### Source excerpt
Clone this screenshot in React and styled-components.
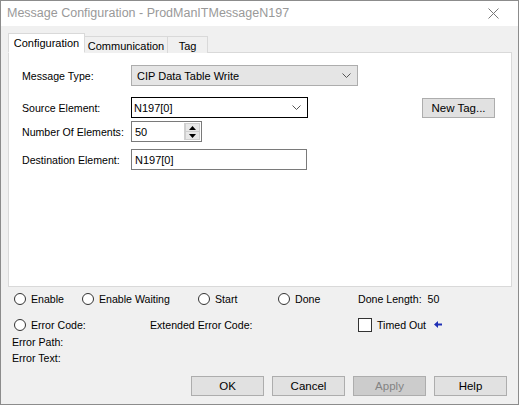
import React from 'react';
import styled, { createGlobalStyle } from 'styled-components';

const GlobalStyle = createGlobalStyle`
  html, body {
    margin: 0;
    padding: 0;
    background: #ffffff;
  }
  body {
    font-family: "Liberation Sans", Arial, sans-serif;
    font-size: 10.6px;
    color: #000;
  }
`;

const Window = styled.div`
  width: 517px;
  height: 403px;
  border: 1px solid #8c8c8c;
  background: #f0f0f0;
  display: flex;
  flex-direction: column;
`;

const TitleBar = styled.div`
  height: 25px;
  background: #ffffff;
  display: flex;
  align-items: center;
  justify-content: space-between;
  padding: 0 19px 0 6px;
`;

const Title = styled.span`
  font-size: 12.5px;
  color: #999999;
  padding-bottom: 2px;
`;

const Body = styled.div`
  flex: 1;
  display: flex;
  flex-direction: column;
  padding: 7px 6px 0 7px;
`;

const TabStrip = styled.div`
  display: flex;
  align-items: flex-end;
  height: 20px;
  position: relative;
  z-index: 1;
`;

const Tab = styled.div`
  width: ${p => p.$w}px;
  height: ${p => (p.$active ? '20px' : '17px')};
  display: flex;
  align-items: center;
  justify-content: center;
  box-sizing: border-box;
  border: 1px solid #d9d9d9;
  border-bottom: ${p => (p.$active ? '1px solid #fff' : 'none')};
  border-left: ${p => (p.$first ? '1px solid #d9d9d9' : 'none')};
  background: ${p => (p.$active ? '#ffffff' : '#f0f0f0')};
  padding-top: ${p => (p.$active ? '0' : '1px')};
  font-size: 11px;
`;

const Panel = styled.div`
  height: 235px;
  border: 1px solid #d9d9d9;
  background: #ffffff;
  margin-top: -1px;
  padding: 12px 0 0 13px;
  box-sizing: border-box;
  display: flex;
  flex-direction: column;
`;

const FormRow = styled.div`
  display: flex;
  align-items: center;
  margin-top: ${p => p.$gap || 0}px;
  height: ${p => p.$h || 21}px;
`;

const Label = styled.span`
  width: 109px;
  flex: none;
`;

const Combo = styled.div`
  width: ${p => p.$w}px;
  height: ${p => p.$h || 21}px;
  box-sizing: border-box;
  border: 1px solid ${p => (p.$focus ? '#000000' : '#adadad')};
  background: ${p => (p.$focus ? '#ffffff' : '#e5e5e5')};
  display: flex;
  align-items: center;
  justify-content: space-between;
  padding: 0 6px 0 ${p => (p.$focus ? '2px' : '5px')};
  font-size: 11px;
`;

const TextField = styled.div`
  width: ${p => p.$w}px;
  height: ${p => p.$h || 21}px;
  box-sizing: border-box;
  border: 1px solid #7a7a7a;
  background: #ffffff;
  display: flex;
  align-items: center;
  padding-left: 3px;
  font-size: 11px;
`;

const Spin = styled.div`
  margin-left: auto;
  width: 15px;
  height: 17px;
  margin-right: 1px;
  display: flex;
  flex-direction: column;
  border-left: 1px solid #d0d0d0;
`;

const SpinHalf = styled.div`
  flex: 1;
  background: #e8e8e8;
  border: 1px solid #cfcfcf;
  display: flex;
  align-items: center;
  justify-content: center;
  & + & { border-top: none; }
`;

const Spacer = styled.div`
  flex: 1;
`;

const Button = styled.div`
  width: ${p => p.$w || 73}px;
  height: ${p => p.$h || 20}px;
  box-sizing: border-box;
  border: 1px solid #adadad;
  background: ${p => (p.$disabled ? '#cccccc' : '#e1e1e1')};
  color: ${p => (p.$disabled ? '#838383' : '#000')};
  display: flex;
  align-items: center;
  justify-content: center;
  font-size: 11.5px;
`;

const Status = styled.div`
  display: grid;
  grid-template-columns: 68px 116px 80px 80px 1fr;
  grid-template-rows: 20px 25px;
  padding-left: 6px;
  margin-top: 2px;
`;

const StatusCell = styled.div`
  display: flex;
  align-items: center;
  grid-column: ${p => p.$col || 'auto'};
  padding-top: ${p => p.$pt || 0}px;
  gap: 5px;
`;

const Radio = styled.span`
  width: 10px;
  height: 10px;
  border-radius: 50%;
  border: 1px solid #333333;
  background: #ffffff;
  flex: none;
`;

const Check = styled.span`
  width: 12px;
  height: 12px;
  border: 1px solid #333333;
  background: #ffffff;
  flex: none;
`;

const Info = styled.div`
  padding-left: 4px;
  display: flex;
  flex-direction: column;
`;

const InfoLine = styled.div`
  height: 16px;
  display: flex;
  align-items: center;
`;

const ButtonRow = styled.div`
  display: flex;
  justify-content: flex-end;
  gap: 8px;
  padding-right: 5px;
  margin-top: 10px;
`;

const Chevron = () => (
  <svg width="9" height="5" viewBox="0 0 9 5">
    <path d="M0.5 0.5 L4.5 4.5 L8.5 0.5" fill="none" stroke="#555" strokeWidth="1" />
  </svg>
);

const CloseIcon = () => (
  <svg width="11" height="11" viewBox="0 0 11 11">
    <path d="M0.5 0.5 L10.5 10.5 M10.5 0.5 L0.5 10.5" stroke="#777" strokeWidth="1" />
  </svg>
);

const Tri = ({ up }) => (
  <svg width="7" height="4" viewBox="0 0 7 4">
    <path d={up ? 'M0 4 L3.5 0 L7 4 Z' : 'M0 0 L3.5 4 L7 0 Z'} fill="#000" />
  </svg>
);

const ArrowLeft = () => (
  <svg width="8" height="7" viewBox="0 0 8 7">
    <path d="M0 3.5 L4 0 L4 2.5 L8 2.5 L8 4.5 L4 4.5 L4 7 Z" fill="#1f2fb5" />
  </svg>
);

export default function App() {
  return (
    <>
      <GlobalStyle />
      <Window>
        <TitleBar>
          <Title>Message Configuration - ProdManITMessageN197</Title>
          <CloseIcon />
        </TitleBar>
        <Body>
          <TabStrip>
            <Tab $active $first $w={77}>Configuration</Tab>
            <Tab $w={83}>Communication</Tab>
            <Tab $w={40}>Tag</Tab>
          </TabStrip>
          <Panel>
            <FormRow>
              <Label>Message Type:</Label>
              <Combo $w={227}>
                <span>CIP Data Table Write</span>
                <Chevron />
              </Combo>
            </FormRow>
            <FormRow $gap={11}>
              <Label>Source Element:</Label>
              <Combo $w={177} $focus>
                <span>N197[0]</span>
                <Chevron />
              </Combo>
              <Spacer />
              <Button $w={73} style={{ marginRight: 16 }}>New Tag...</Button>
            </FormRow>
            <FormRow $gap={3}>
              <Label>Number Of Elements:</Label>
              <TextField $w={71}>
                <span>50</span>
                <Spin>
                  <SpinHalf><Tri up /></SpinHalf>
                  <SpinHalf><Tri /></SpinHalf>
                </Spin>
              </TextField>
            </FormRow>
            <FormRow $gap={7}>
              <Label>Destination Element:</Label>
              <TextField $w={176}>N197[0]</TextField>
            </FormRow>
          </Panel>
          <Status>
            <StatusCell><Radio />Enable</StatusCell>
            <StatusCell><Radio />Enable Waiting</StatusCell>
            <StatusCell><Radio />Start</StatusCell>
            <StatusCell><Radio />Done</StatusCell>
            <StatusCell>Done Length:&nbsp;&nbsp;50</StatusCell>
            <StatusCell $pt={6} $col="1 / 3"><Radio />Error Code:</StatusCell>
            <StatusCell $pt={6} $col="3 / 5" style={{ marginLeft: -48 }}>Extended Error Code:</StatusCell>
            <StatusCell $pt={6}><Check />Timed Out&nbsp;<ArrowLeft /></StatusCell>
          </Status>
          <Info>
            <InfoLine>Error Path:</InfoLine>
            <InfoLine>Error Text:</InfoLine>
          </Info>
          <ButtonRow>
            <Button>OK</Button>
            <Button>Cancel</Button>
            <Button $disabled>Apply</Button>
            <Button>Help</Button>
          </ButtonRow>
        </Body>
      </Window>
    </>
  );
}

### The request
Keep the pictures out of the copy and return the rest of the data above exactly.

### Result of this task
Clone this screenshot in React and styled-components.
import React from 'react';
import styled, { createGlobalStyle } from 'styled-components';

const GlobalStyle = createGlobalStyle`
  html, body {
    margin: 0;
    padding: 0;
    background: #ffffff;
  }
  body {
    font-family: "Liberation Sans", Arial, sans-serif;
    font-size: 10.6px;
    color: #000;
  }
`;

const Window = styled.div`
  width: 517px;
  height: 403px;
  border: 1px solid #8c8c8c;
  background: #f0f0f0;
  display: flex;
  flex-direction: column;
`;

const TitleBar = styled.div`
  height: 25px;
  background: #ffffff;
  display: flex;
  align-items: center;
  justify-content: space-between;
  padding: 0 19px 0 6px;
`;

const Title = styled.span`
  font-size: 12.5px;
  color: #999999;
  padding-bottom: 2px;
`;

const Body = styled.div`
  flex: 1;
  display: flex;
  flex-direction: column;
  padding: 7px 6px 0 7px;
`;

const TabStrip = styled.div`
  display: flex;
  align-items: flex-end;
  height: 20px;
  position: relative;
  z-index: 1;
`;

const Tab = styled.div`
  width: ${p => p.$w}px;
  height: ${p => (p.$active ? '20px' : '17px')};
  display: flex;
  align-items: center;
  justify-content: center;
  box-sizing: border-box;
  border: 1px solid #d9d9d9;
  border-bottom: ${p => (p.$active ? '1px solid #fff' : 'none')};
  border-left: ${p => (p.$first ? '1px solid #d9d9d9' : 'none')};
  background: ${p => (p.$active ? '#ffffff' : '#f0f0f0')};
  padding-top: ${p => (p.$active ? '0' : '1px')};
  font-size: 11px;
`;

const Panel = styled.div`
  height: 235px;
  border: 1px solid #d9d9d9;
  background: #ffffff;
  margin-top: -1px;
  padding: 12px 0 0 13px;
  box-sizing: border-box;
  display: flex;
  flex-direction: column;
`;

const FormRow = styled.div`
  display: flex;
  align-items: center;
  margin-top: ${p => p.$gap || 0}px;
  height: ${p => p.$h || 21}px;
`;

const Label = styled.span`
  width: 109px;
  flex: none;
`;

const Combo = styled.div`
  width: ${p => p.$w}px;
  height: ${p => p.$h || 21}px;
  box-sizing: border-box;
  border: 1px solid ${p => (p.$focus ? '#000000' : '#adadad')};
  background: ${p => (p.$focus ? '#ffffff' : '#e5e5e5')};
  display: flex;
  align-items: center;
  justify-content: space-between;
  padding: 0 6px 0 ${p => (p.$focus ? '2px' : '5px')};
  font-size: 11px;
`;

const TextField = styled.div`
  width: ${p => p.$w}px;
  height: ${p => p.$h || 21}px;
  box-sizing: border-box;
  border: 1px solid #7a7a7a;
  background: #ffffff;
  display: flex;
  align-items: center;
  padding-left: 3px;
  font-size: 11px;
`;

const Spin = styled.div`
  margin-left: auto;
  width: 15px;
  height: 17px;
  margin-right: 1px;
  display: flex;
  flex-direction: column;
  border-left: 1px solid #d0d0d0;
`;

const SpinHalf = styled.div`
  flex: 1;
  background: #e8e8e8;
  border: 1px solid #cfcfcf;
  display: flex;
  align-items: center;
  justify-content: center;
  & + & { border-top: none; }
`;

const Spacer = styled.div`
  flex: 1;
`;

const Button = styled.div`
  width: ${p => p.$w || 73}px;
  height: ${p => p.$h || 20}px;
  box-sizing: border-box;
  border: 1px solid #adadad;
  background: ${p => (p.$disabled ? '#cccccc' : '#e1e1e1')};
  color: ${p => (p.$disabled ? '#838383' : '#000')};
  display: flex;
  align-items: center;
  justify-content: center;
  font-size: 11.5px;
`;

const Status = styled.div`
  display: grid;
  grid-template-columns: 68px 116px 80px 80px 1fr;
  grid-template-rows: 20px 25px;
  padding-left: 6px;
  margin-top: 2px;
`;

const StatusCell = styled.div`
  display: flex;
  align-items: center;
  grid-column: ${p => p.$col || 'auto'};
  padding-top: ${p => p.$pt || 0}px;
  gap: 5px;
`;

const Radio = styled.span`
  width: 10px;
  height: 10px;
  border-radius: 50%;
  border: 1px solid #333333;
  background: #ffffff;
  flex: none;
`;

const Check = styled.span`
  width: 12px;
  height: 12px;
  border: 1px solid #333333;
  background: #ffffff;
  flex: none;
`;

const Info = styled.div`
  padding-left: 4px;
  display: flex;
  flex-direction: column;
`;

const InfoLine = styled.div`
  height: 16px;
  display: flex;
  align-items: center;
`;

const ButtonRow = styled.div`
  display: flex;
  justify-content: flex-end;
  gap: 8px;
  padding-right: 5px;
  margin-top: 10px;
`;

const Chevron = () => (
  <svg width="9" height="5" viewBox="0 0 9 5">
    <path d="M0.5 0.5 L4.5 4.5 L8.5 0.5" fill="none" stroke="#555" strokeWidth="1" />
  </svg>
);

const CloseIcon = () => (
  <svg width="11" height="11" viewBox="0 0 11 11">
    <path d="M0.5 0.5 L10.5 10.5 M10.5 0.5 L0.5 10.5" stroke="#777" strokeWidth="1" />
  </svg>
);

const Tri = ({ up }) => (
  <svg width="7" height="4" viewBox="0 0 7 4">
    <path d={up ? 'M0 4 L3.5 0 L7 4 Z' : 'M0 0 L3.5 4 L7 0 Z'} fill="#000" />
  </svg>
);

const ArrowLeft = () => (
  <svg width="8" height="7" viewBox="0 0 8 7">
    <path d="M0 3.5 L4 0 L4 2.5 L8 2.5 L8 4.5 L4 4.5 L4 7 Z" fill="#1f2fb5" />
  </svg>
);

export default function App() {
  return (
    <>
      <GlobalStyle />
      <Window>
        <TitleBar>
          <Title>Message Configuration - ProdManITMessageN197</Title>
          <CloseIcon />
        </TitleBar>
        <Body>
          <TabStrip>
            <Tab $active $first $w={77}>Configuration</Tab>
            <Tab $w={83}>Communication</Tab>
            <Tab $w={40}>Tag</Tab>
          </TabStrip>
          <Panel>
            <FormRow>
              <Label>Message Type:</Label>
              <Combo $w={227}>
                <span>CIP Data Table Write</span>
                <Chevron />
              </Combo>
            </FormRow>
            <FormRow $gap={11}>
              <Label>Source Element:</Label>
              <Combo $w={177} $focus>
                <span>N197[0]</span>
                <Chevron />
              </Combo>
              <Spacer />
              <Button $w={73} style={{ marginRight: 16 }}>New Tag...</Button>
            </FormRow>
            <FormRow $gap={3}>
              <Label>Number Of Elements:</Label>
              <TextField $w={71}>
                <span>50</span>
                <Spin>
                  <SpinHalf><Tri up /></SpinHalf>
                  <SpinHalf><Tri /></SpinHalf>
                </Spin>
              </TextField>
            </FormRow>
            <FormRow $gap={7}>
              <Label>Destination Element:</Label>
              <TextField $w={176}>N197[0]</TextField>
            </FormRow>
          </Panel>
          <Status>
            <StatusCell><Radio />Enable</StatusCell>
            <StatusCell><Radio />Enable Waiting</StatusCell>
            <StatusCell><Radio />Start</StatusCell>
            <StatusCell><Radio />Done</StatusCell>
            <StatusCell>Done Length:&nbsp;&nbsp;50</StatusCell>
            <StatusCell $pt={6} $col="1 / 3"><Radio />Error Code:</StatusCell>
            <StatusCell $pt={6} $col="3 / 5" style={{ marginLeft: -48 }}>Extended Error Code:</StatusCell>
            <StatusCell $pt={6}><Check />Timed Out&nbsp;<ArrowLeft /></StatusCell>
          </Status>
          <Info>
            <InfoLine>Error Path:</InfoLine>
            <InfoLine>Error Text:</InfoLine>
          </Info>
          <ButtonRow>
            <Button>OK</Button>
            <Button>Cancel</Button>
            <Button $disabled>Apply</Button>
            <Button>Help</Button>
          </ButtonRow>
        </Body>
      </Window>
    </>
  );
}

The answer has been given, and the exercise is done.